Monday, 6 December 2010

Pierogi


According to stereotype, Polish food is all about cabbage and potatoes. That may be unjust, but it's certainly true that they make delicious fillings for my favourite speciality, pierogi.


Often described as 'dumplings', pierogi are actually more similar to tortellini: a dough of flour and eggs is rolled out, cut into circles and stuffed with a variety of fillings.

When I made them with a friend (and under her tuition), we filled half with potato and cheese, half with cabbage. They are then boiled and can be eaten fresh or reheated by boiling or frying.

Pierogi are perfect for winter. They're a tasty comfort food, warming and substantial - and very satifying to make.


3 comments:

Deptford Dame said...

Wot, no recipe?! Oh go on, please!

Hels said...

Perfect for winter is right :)

But the name all depends on where your mum came from. In many parts of Eastern Europe they were called Kreplach, shaped and cooked exactly as you showed (except for the cheese part). Kreplach are also boiled and are added on top of clear chicken soup. Yummo

CarolineLD said...

Hels, I think kreplach is the Jewish name for a very similar thing.

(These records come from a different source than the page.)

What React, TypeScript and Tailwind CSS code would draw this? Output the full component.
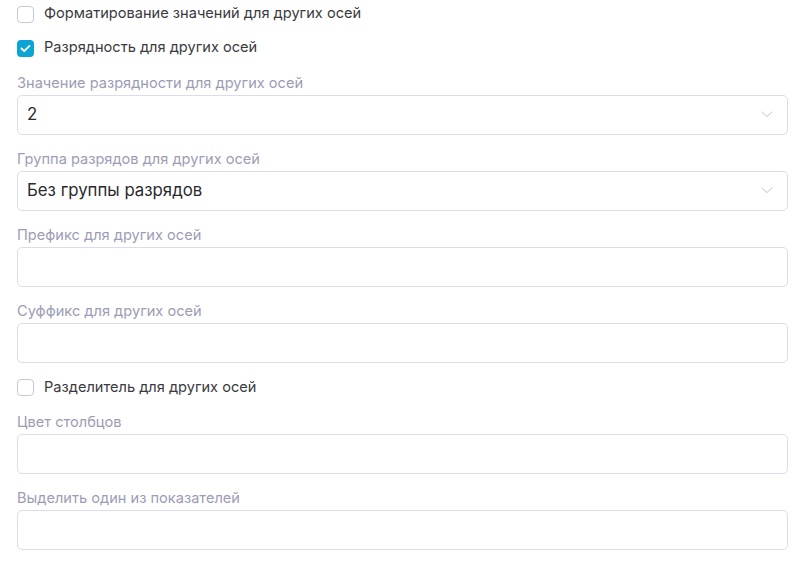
import React from "react";

const font = { fontFamily: "Inter, 'Noto Sans', sans-serif" };

function Checkbox({ checked, label }: { checked?: boolean; label: string }) {
  return (
    <div className="flex items-center h-5">
      {checked ? (
        <div className="w-[17px] h-[17px] rounded-[4px] bg-[#0aa5d2] flex items-center justify-center">
          <svg width="11" height="9" viewBox="0 0 11 9" fill="none">
            <path d="M1.5 4.5 L4.2 7.2 L9.5 1.8" stroke="white" strokeWidth="1.8" strokeLinecap="round" strokeLinejoin="round" />
          </svg>
        </div>
      ) : (
        <div className="w-[17px] h-[17px] rounded-[4px] border border-[#c9c8da] bg-white" />
      )}
      <span className="ml-[10px] text-[14.6px] text-[#3a3a40]">{label}</span>
    </div>
  );
}

function Chevron() {
  return (
    <svg width="12" height="7" viewBox="0 0 12 7" fill="none">
      <path d="M1 1 L6 5.5 L11 1" stroke="#c4c4d6" strokeWidth="1" strokeLinecap="round" strokeLinejoin="round" />
    </svg>
  );
}

function Field({ label, value, select }: { label: string; value?: string; select?: boolean }) {
  return (
    <div className="flex flex-col">
      <div className="h-5 leading-5 text-[14.6px] text-[#9c9db5] whitespace-nowrap">{label}</div>
      <div className="mt-[2px] h-10 rounded-[5px] border border-[#dddcea] bg-white flex items-center pl-[9px] pr-[14px]">
        <span className="flex-1 text-[16.8px] text-[#2a2a2e]">{value}</span>
        {select && <Chevron />}
      </div>
    </div>
  );
}

export default function App() {
  return (
    <div className="w-[804px] h-[566px] bg-white overflow-hidden" style={font}>
      <div className="pl-[17px] pr-[16px] pt-[4px] flex flex-col gap-[14.25px]">
        <Checkbox label="Форматирование значений для других осей" />
        <Checkbox checked label="Разрядность для других осей" />
        <Field label="Значение разрядности для других осей" value="2" select />
        <Field label="Группа разрядов для других осей" value="Без группы разрядов" select />
        <Field label="Префикс для других осей" />
        <Field label="Суффикс для других осей" />
        <Checkbox label="Разделитель для других осей" />
        <Field label="Цвет столбцов" />
        <Field label="Выделить один из показателей" />
      </div>
    </div>
  );
}
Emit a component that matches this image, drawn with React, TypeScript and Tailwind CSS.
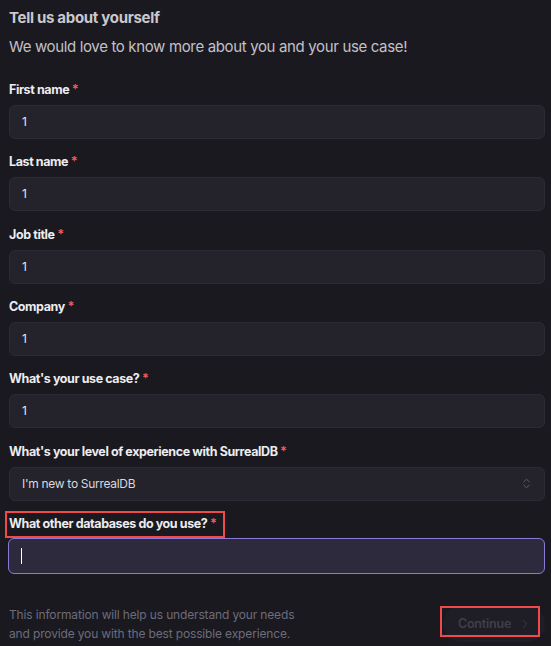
import { ChevronRight, ChevronsUpDown } from "lucide-react";

const fields = [
  "First name",
  "Last name",
  "Job title",
  "Company",
  "What's your use case?",
];

function Label({ text }: { text: string }) {
  return (
    <div className="h-4 text-[12.5px] leading-4 font-bold tracking-[-0.4px] text-[#ececef]">
      {text} <span className="text-[#f2575b]">*</span>
    </div>
  );
}

export default function App() {
  return (
    <div
      className="min-h-[646px] w-full bg-[#1a1920] pl-[9px] pr-[6px] pt-[8px] text-[#e5e5ea]"
      style={{ fontFamily: "Inter, 'Noto Sans', sans-serif" }}
    >
      <h1 className="text-[15px] leading-5 font-bold tracking-[-0.3px] text-[#c9c8ce]">
        Tell us about yourself
      </h1>
      <p className="mt-[7px] text-[15px] leading-6 tracking-[-0.35px] text-[#c2c1c8]">
        We would love to know more about you and your use case!
      </p>

      <div className="mt-[23px] flex flex-col gap-[15.33px]">
        {fields.map((f) => (
          <div key={f} className="flex flex-col gap-[7px]">
            <Label text={f} />
            <div className="flex h-[34px] items-center rounded-md border border-[#2c2b35] bg-[#24232b] px-3 text-[12px] tracking-[-0.3px] text-[#e8e8ec]">
              1
            </div>
          </div>
        ))}

        <div className="flex flex-col gap-[7px]">
          <Label text="What's your level of experience with SurrealDB" />
          <div className="flex h-[34px] items-center justify-between rounded-md border border-[#2c2b35] bg-[#24232b] pl-3 pr-[11px] text-[12px] tracking-[-0.3px] text-[#d8d8dd]">
            <span>I'm new to SurrealDB</span>
            <ChevronsUpDown size={13} strokeWidth={1.5} className="text-[#6c6b76]" />
          </div>
        </div>

        <div className="flex flex-col gap-[6px]">
          <div className="relative">
            <Label text="What other databases do you use?" />
            <div className="absolute -top-[5px] -left-[4px] h-[27px] w-[220px] border-2 border-[#f04a4a]" />
          </div>
          <div className="-ml-px flex h-[36px] items-center rounded-md border border-[#8c79d6] bg-[#2c2a3c] px-3">
            <span className="h-[16px] w-px bg-white" />
          </div>
        </div>
      </div>

      <div className="mt-[31px] flex items-start justify-between">
        <p className="text-[12px] leading-[19px] tracking-[-0.15px] text-[#6d6c7b]">
          This information will help us understand your needs
          <br />
          and provide you with the best possible experience.
        </p>
        <div className="relative mt-[1px]">
          <button className="flex h-[36px] w-[102px] items-center justify-center gap-[7px] rounded-full bg-[#1f1e26] pl-[2px] text-[12.5px] font-semibold tracking-[-0.2px] text-[#403f4a]">
            Continue
            <ChevronRight size={14} strokeWidth={1.5} />
          </button>
          <div className="absolute top-0 -left-[3px] h-[31px] w-[100px] border-2 border-[#f04a4a]" />
        </div>
      </div>
    </div>
  );
}
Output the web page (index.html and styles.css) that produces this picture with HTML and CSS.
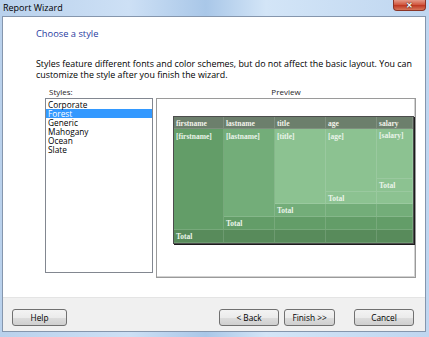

How could I refuse, Dame? Here's the dough recipe:
1.5lbs flour (half plain, half strong white)
3 eggs
1 tbsp butter or marg
1 tsp salt
.5 pint warm water

Make a well in the flour and add eggs, butter and salt. Stir, then slowly add water until a dough is formed.
Knead the dough thoroughly, then roll very thinly. Cut circles with a glass, fill and pinch closed - make sure it's thoroughly sealed.

I don't have recipes for the fillings but one is mashed potato with grated cheese and fried onion; the other is boiled and shredded cabbage.